= William Mulcaster =

Captain Sir William Howe Mulcaster, CB, KCH, KTS (1783 - 12 March 1837) was an officer in the British Royal Navy who played a distinguished part in the Anglo-American War of 1812, in particular in the Engagements on Lake Ontario.

==Early life==
He was the son of Major General Frederick George Mulcaster (27 February 1739/40 – 18 August 1797) of the Royal Engineers and Mary Juliana Auchmuty (1750–1830), his father's second wife. His mother was a daughter of the Reverend Samuel Auchmuty DD (1725–1777), the Rector of Trinity Church, New York. It seems likely that he was named after General Sir William Howe, whom his father came to know as his ADC, when serving in North America. His elder half-brother was Lt-Gen Sir Frederick William Mulcaster (1772–1846), born in Florida. The family returned to England together in 1778. William was baptised in Saint Helier, Jersey, Channel Islands on 30 October 1783.

==Naval career==
Mulcaster was commissioned as a lieutenant in the Royal Navy in January 1800. In 1809, he was serving as a lieutenant in the sixth-rate vessel . One of his fellow officers was his future commander, James Lucas Yeo. Confiance played a significant part in the capture of Cayenne, for which Mulcaster received a commemorative sword from the Prince Regent of Portugal and was promoted to commander.

He was appointed to command the brig-rigged sloop-of-war serving at Halifax, Nova Scotia. Shortly after war with the United States broke out in 1812, Emulous was wrecked on Cape Sable Island, and Mulcaster was recruited for service on the Great Lakes by Yeo (whose frigate, had also been wrecked shortly before in the Caribbean).

Mulcaster was initially offered command of the flotilla on Lake Erie but he declined on grounds of the scarcity of resources there. Instead, he acted as second in command to Yeo. In that role, he commanded the sloop in 1813 in several actions on Lake Ontario against the American squadron led by Isaac Chauncey.

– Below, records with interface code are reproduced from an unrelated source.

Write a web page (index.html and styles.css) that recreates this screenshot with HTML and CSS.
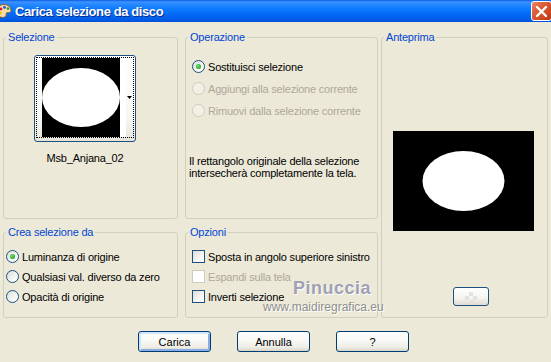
FILE: index.html
```html
<!DOCTYPE html>
<html lang="it">
<head>
    <meta charset="UTF-8">
    <meta name="viewport" content="width=device-width, initial-scale=1.0">
    <title>Carica selezione da disco</title>
    <link rel="stylesheet" href="styles.css">
</head>
<body>
    <div class="titlebar">
        <svg class="app-icon" width="16" height="16" viewBox="0 0 16 16">
            <path d="M8 1.5c4 0 7 2.4 7 5.6 0 2.2-1.6 3-3 2.6-1.2-.3-2 .3-1.8 1.5.2 1.4-.8 3.3-3.4 3.3C3.4 14.5 1 11.6 1 8c0-3.7 3-6.5 7-6.5z" fill="#f3dcaa" stroke="#8a5a2a" stroke-width="1"/>
            <circle cx="5" cy="6" r="1.4" fill="#e02020"/>
            <circle cx="8.5" cy="4.4" r="1.4" fill="#2050e0"/>
            <circle cx="12" cy="5.6" r="1.3" fill="#20a030"/>
            <circle cx="4.4" cy="10" r="1.4" fill="#f0c000"/>
        </svg>
        <span class="title">Carica selezione da disco</span>
        <button class="close" type="button">
            <svg width="13" height="13" viewBox="0 0 13 13"><path d="M2 2l9 9M11 2l-9 9" stroke="#fff" stroke-width="2.4" stroke-linecap="round"/></svg>
        </button>
    </div>

    <div class="dialog">
        <div class="groups">
            <fieldset class="group g-sel">
                <legend>Selezione</legend>
                <button class="thumb" type="button">
                    <span class="thumb-focus">
                        <svg width="78" height="79" viewBox="0 0 78 79">
                            <rect width="78" height="79" fill="#000"/>
                            <ellipse cx="39" cy="39.5" rx="39" ry="29.5" fill="#fff"/>
                        </svg>
                        <span class="thumb-strip"></span>
                        <span class="thumb-arrow">
                            <svg width="5" height="3" viewBox="0 0 5 3"><path d="M0 0h5L2.5 3z" fill="#000"/></svg>
                        </span>
                    </span>
                </button>
                <div class="thumb-name">Msb_Anjana_02</div>
            </fieldset>

            <fieldset class="group g-op">
                <legend>Operazione</legend>
                <div class="options op-list">
                    <div class="opt"><span class="radio checked"></span>Sostituisci selezione</div>
                    <div class="opt disabled"><span class="radio"></span>Aggiungi alla selezione corrente</div>
                    <div class="opt disabled"><span class="radio"></span>Rimuovi dalla selezione corrente</div>
                </div>
                <p class="note">Il rettangolo originale della selezione<br>intersecherà completamente la tela.</p>
            </fieldset>

            <fieldset class="group g-prev">
                <legend>Anteprima</legend>
                <svg class="preview" width="141" height="100" viewBox="0 0 141 100">
                    <rect width="141" height="100" fill="#000"/>
                    <ellipse cx="70.5" cy="50" rx="41" ry="30" fill="#fff"/>
                </svg>
                <button class="small-btn" type="button"><span class="checker"></span></button>
            </fieldset>

            <fieldset class="group g-crea">
                <legend>Crea selezione da</legend>
                <div class="options crea-list">
                    <div class="opt"><span class="radio checked"></span>Luminanza di origine</div>
                    <div class="opt"><span class="radio"></span>Qualsiasi val. diverso da zero</div>
                    <div class="opt"><span class="radio"></span>Opacità di origine</div>
                </div>
            </fieldset>

            <fieldset class="group g-opz">
                <legend>Opzioni</legend>
                <div class="options op-list2">
                    <div class="opt"><span class="check"></span>Sposta in angolo superiore sinistro</div>
                    <div class="opt disabled"><span class="check"></span>Espandi sulla tela</div>
                    <div class="opt"><span class="check"></span>Inverti selezione</div>
                </div>
            </fieldset>
        </div>

        <div class="actions">
            <button class="btn default" type="button">Carica</button>
            <button class="btn" type="button">Annulla</button>
            <button class="btn" type="button">?</button>
        </div>
    </div>

    <div class="watermark">
        <span class="wm-name">Pinuccia</span>
        <span class="wm-site">www.maidiregrafica.eu</span>
    </div>
</body>
</html>
```

FILE: styles.css
```css
body {
    margin: 0;
    width: 551px;
    height: 362px;
    overflow: hidden;
    position: relative;
    background-color: #ECE9D8;
    font-family: "Liberation Sans", Arial, sans-serif;
    font-size: 11px;
    letter-spacing: -0.2px;
    color: #000;
}

/* title bar */
.titlebar {
    height: 22px;
    display: flex;
    align-items: center;
    background: linear-gradient(to bottom, #0A5FE6 0%, #3D93FF 9%, #2A8AFF 18%, #147EFF 35%, #0670FA 55%, #0264F0 75%, #005AE6 90%, #0050D8 100%);
}
.app-icon {
    margin-left: -4px;
    flex: none;
}
.title {
    margin-left: 3px;
    color: #fff;
    font-size: 13px;
    font-weight: bold;
    letter-spacing: -0.4px;
    text-shadow: 1px 1px 0 #0A2A8C;
}
.close {
    margin-left: auto;
    margin-right: -1px;
    width: 21px;
    height: 20px;
    padding: 0;
    border: 1px solid #fff;
    border-radius: 3px;
    background: linear-gradient(135deg, #E88A6C 0%, #DD5F3A 35%, #CF4A22 70%, #B9360F 100%);
    display: flex;
    align-items: center;
    justify-content: center;
}

/* dialog body */
.dialog {
    padding: 9px 0 0 3px;
}
.groups {
    display: grid;
    grid-template-columns: 175px 200px 170px;
    grid-template-rows: 188px 92px;
    row-gap: 7px;
}
.group {
    margin: 0;
    padding: 0;
    min-width: 0;
    border: 1px solid #D0D0BF;
    border-radius: 3px;
}
.group legend {
    margin-left: 2px;
    padding: 0 2px;
    line-height: 13px;
    color: #0046D5;
}
.g-sel { grid-column: 1; grid-row: 1; }
.g-op { grid-column: 2; grid-row: 1; margin-left: 7px; }
.g-prev { grid-column: 3; grid-row: 1 / 3; margin-left: 3px; }
.g-crea { grid-column: 1; grid-row: 2; }
.g-opz { grid-column: 2; grid-row: 2; margin-left: 7px; }

/* selection thumbnail */
.thumb {
    display: block;
    margin: 11px 0 0 30px;
    width: 102px;
    height: 87px;
    padding: 1px 1px 3px 1px;
    border: 1px solid #1C5180;
    border-radius: 3px;
    background: linear-gradient(to bottom, #FFFFFF 0%, #F7F7F4 70%, #E6E4DA 100%);
}
.thumb-focus {
    display: flex;
    height: 79px;
    padding-left: 5px;
    border: 1px dotted #000;
}
.thumb-strip {
    width: 6px;
    background: #fff;
}
.thumb-arrow {
    flex: 1;
    display: flex;
    align-items: center;
    justify-content: center;
}
.thumb-name {
    margin: 10px 0 0 30px;
    width: 102px;
    line-height: 13px;
    text-align: center;
}

/* radio & checkbox rows */
.options {
    display: flex;
    flex-direction: column;
}
.op-list {
    margin-top: 16px;
    gap: 9px;
}
.crea-list, .op-list2 {
    margin-top: 11px;
    gap: 7px;
}
.opt {
    display: flex;
    align-items: center;
    gap: 3px;
    height: 13px;
    white-space: nowrap;
}
.opt.disabled {
    color: #ACA899;
}
.op-list .opt, .op-list2 .opt {
    padding-left: 6px;
}
.crea-list .opt {
    padding-left: 2px;
}
.radio, .check {
    flex: none;
    width: 13px;
    height: 13px;
    box-sizing: border-box;
    border: 1px solid #1C5180;
    background: linear-gradient(135deg, #DCDCD5 0%, #F4F4F0 55%, #FFFFFF 100%);
    position: relative;
}
.radio {
    border-radius: 50%;
}
.radio.checked::after {
    content: "";
    position: absolute;
    left: 3px;
    top: 3px;
    width: 5px;
    height: 5px;
    border-radius: 50%;
    background: radial-gradient(circle at 40% 40%, #7BE07A 0%, #2FB42F 55%, #1A8F1A 100%);
}
.disabled .radio, .disabled .check {
    border-color: #CFCCBE;
    background: #F3F1E6;
}
.disabled .check {
    background: #fff;
}
.note {
    margin: 38px 0 0 3px;
    line-height: 12px;
}

/* preview */
.preview {
    display: block;
    margin: 87px 0 0 11px;
}
.small-btn {
    display: flex;
    align-items: center;
    justify-content: center;
    margin: 56px 0 0 71px;
    width: 36px;
    height: 19px;
    padding: 0;
    border: 1px solid #1C5180;
    border-radius: 3px;
    background: linear-gradient(to bottom, #FFFFFF 0%, #F4F4F0 60%, #DEDBD0 100%);
}
.checker {
    width: 12px;
    height: 10px;
    background:
        linear-gradient(45deg, #E2E2E2 25%, transparent 25%, transparent 75%, #E2E2E2 75%),
        linear-gradient(45deg, #E2E2E2 25%, transparent 25%, transparent 75%, #E2E2E2 75%);
    background-size: 8px 8px;
    background-position: 0 0, 4px 4px;
}

/* bottom buttons */
.actions {
    display: flex;
    gap: 26px;
    margin: 13px 0 0 135px;
}
.btn {
    width: 73px;
    height: 21px;
    padding: 0;
    font: inherit;
    color: #000;
    border: 1px solid #003C74;
    border-radius: 3px;
    background: linear-gradient(to bottom, #FFFFFF 0%, #F8F8F5 45%, #EEEDE6 80%, #D8D4C8 100%);
}
.btn.default {
    box-shadow: inset 1px 1px 0 1px #CEE7FF, inset -1px -1px 0 1px #89ADE4;
}

/* watermark over the dialog */
.watermark {
    position: absolute;
    left: 263px;
    top: 277px;
    display: flex;
    flex-direction: column;
    pointer-events: none;
}
.wm-name {
    margin-left: 30px;
    font-size: 18px;
    font-weight: bold;
    line-height: 22px;
    letter-spacing: 0.5px;
    color: #A0A0B4;
    text-shadow: 1px 1px 0 #fff;
}
.wm-site {
    margin-top: 2px;
    font-size: 12px;
    line-height: 13px;
    letter-spacing: 0;
    color: #8E8E8E;
    text-shadow: 1px 1px 0 #fff;
}
```
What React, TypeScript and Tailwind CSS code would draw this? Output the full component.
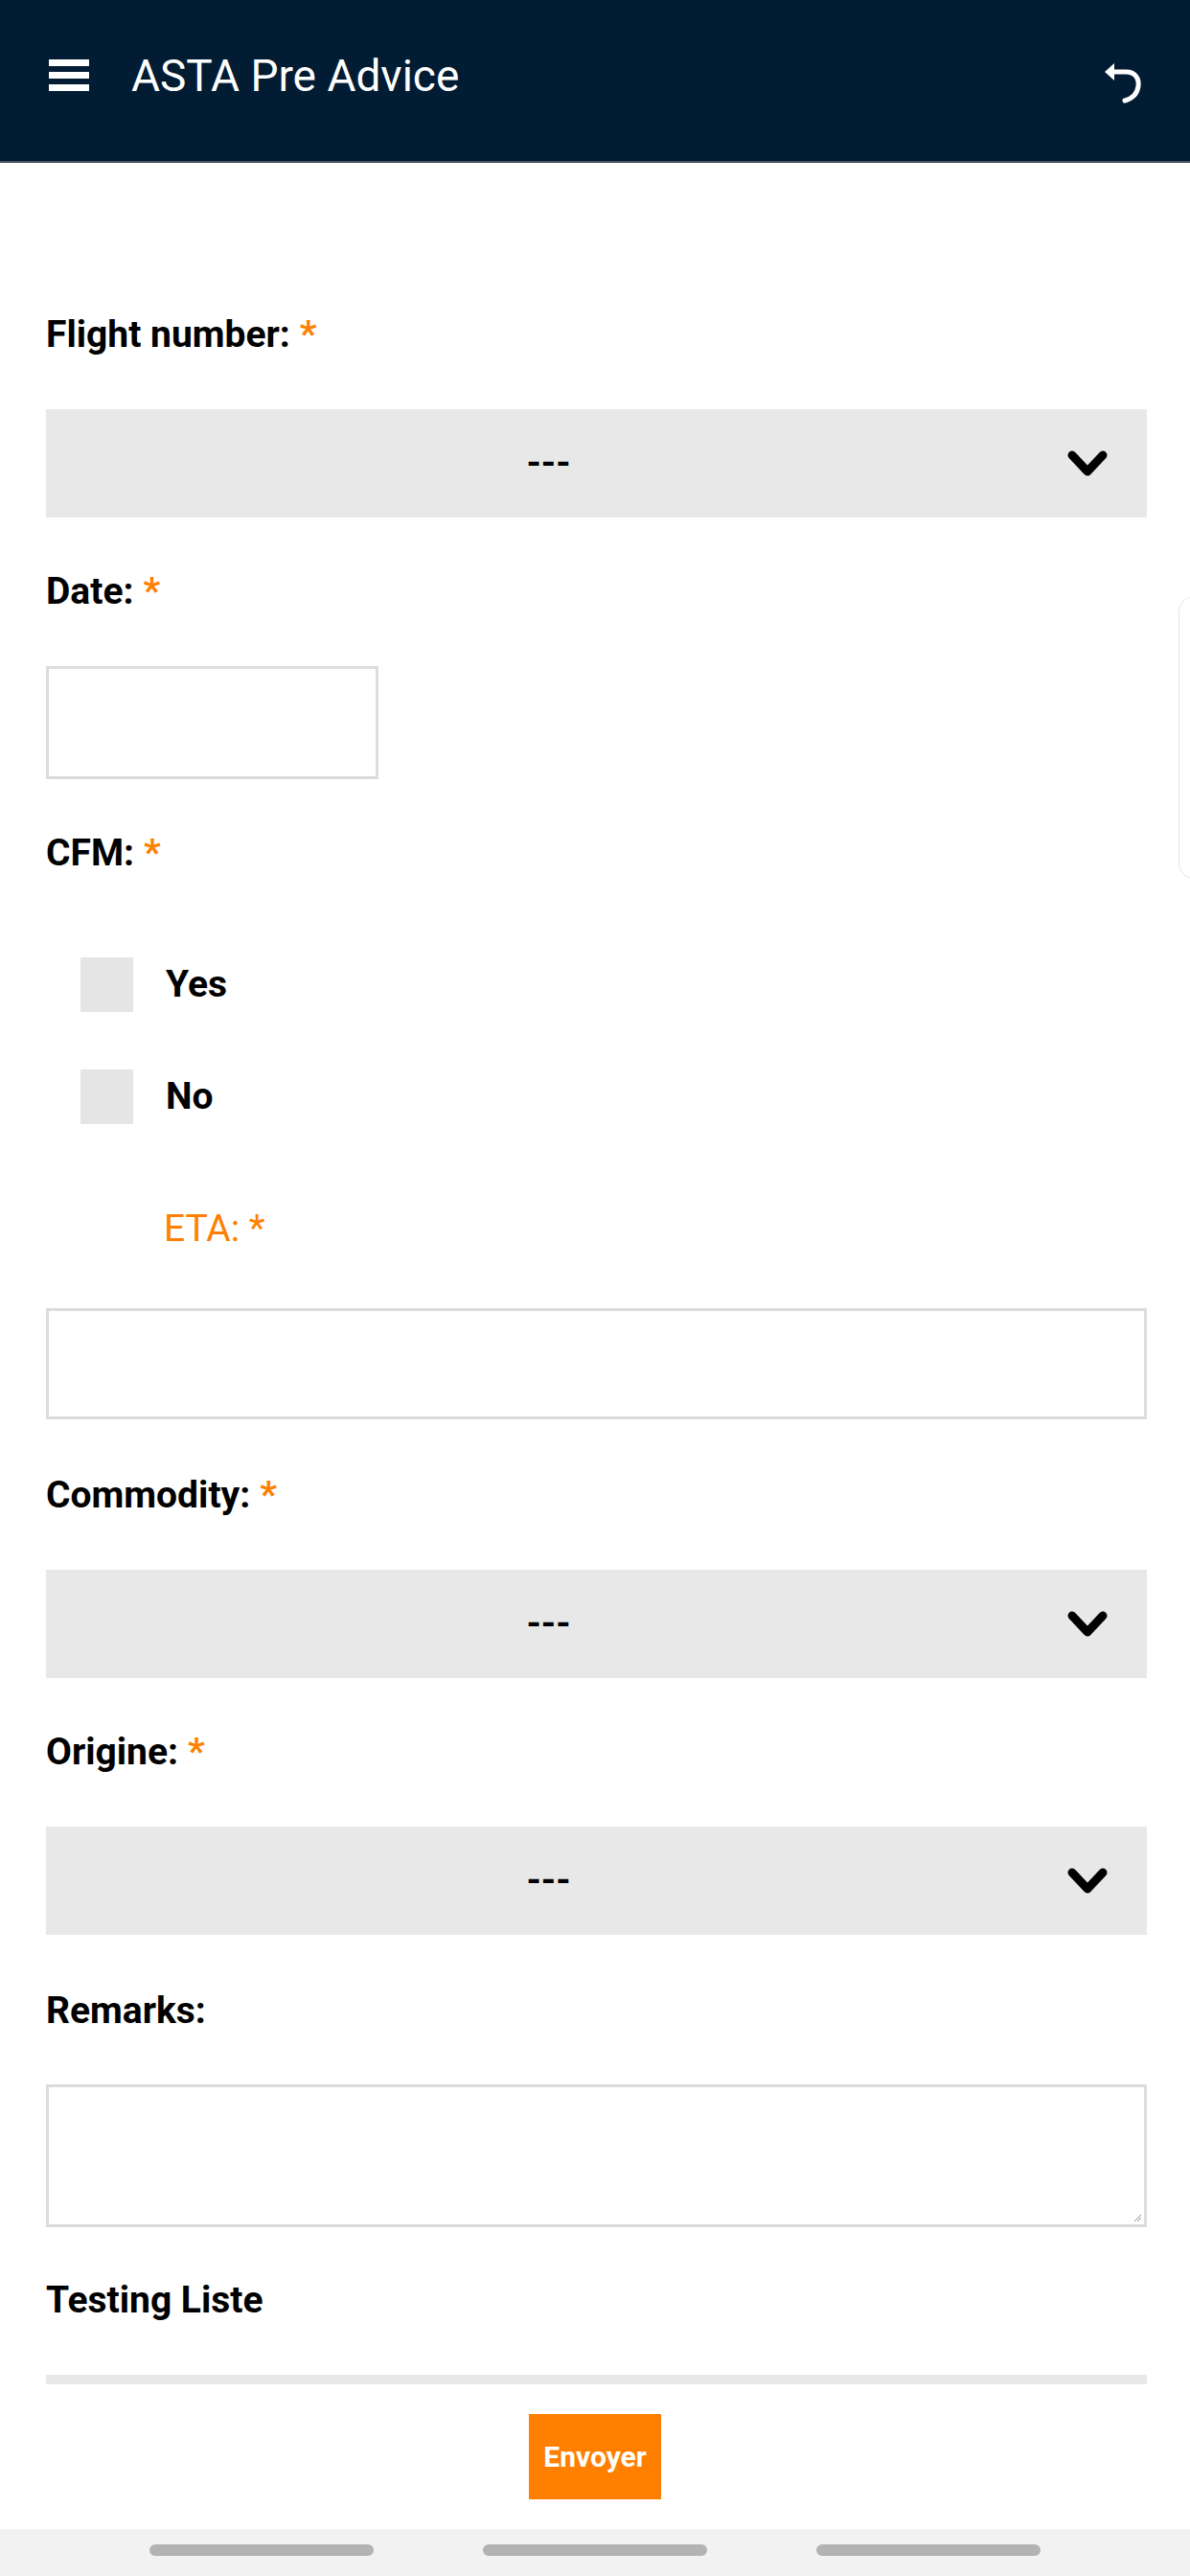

Both combatants on Lake Ontario were building progressively larger ships of war. Yeo laid down a frigate, to be named , and requested the Admiralty to promote Mulcaster to the rank of post-captain to command her. This was agreed. Before the ship was launched, in late 1813, Mulcaster commanded several vessels from the Lake Ontario flotilla which were escorting supply convoys up the Saint Lawrence River. He encountered the vessels of American General James Wilkinson's expedition against Montreal at French Creek and harassed the American encampments. When Wilkinson set off down the Saint Lawrence, Mulcaster hastened to Kingston with the news and then sailed in pursuit with armed schooners and gunboats, with a detachment of soldiers commanded by Lieutenant Colonel Joseph Wanton Morrison embarked. On 11 November Mulcaster's gunboats helped goad Wilkinson into a hasty attack against Morrison which led to the American defeat at the Battle of Crysler's Farm.

On 2 May 1814, the British fleet and army on Lake Ontario mounted the Raid on Fort Oswego to intercept supplies and armaments for the American fleet. Mulcaster took part in the landing, leading 200 sailors armed with boarding pikes but he was severely wounded by a grapeshot and eventually lost a leg. This ended his active career, for which he received a pension of £300 and was nominated a Companion of the Order of the Bath.

==Later life==
In October 1814, he married Sophia Sawyer Van Cortlandt (1789–1841), the youngest daughter of Colonel Philip Van Cortlandt (1739–1814) and Catherine Ogden (1746–1828) and a descendant of Stephanus Van Cortlandt, the first native born Mayor of New York City and the Schuyler family, at Duloe in Cornwall. Colonel Van Cortlandt was an American of Dutch descent who had refused to take the colonists' side in the American War of Independence. Having lost his substantial property in America, he left with the evacuation of New York City and sailed to England with his wife and family in 1783.

Mulcaster and his wife Sophia had at least seven children, but only four survived into adulthood. His two surviving sons, William Edward Mulcaster (1820–1887) and William Sydney Smith Mulcaster (1825–1910), both became generals.

In 1831 he received a knighthood and became Naval aide de camp to King William IV.

He died at Guilford Lawn in Dover on 12 March 1837 of complications of a severe wound he received in the War of 1812. He was buried at St Mary's Church, Bishopsbourne, Kent, and there is a memorial tablet to him in the church.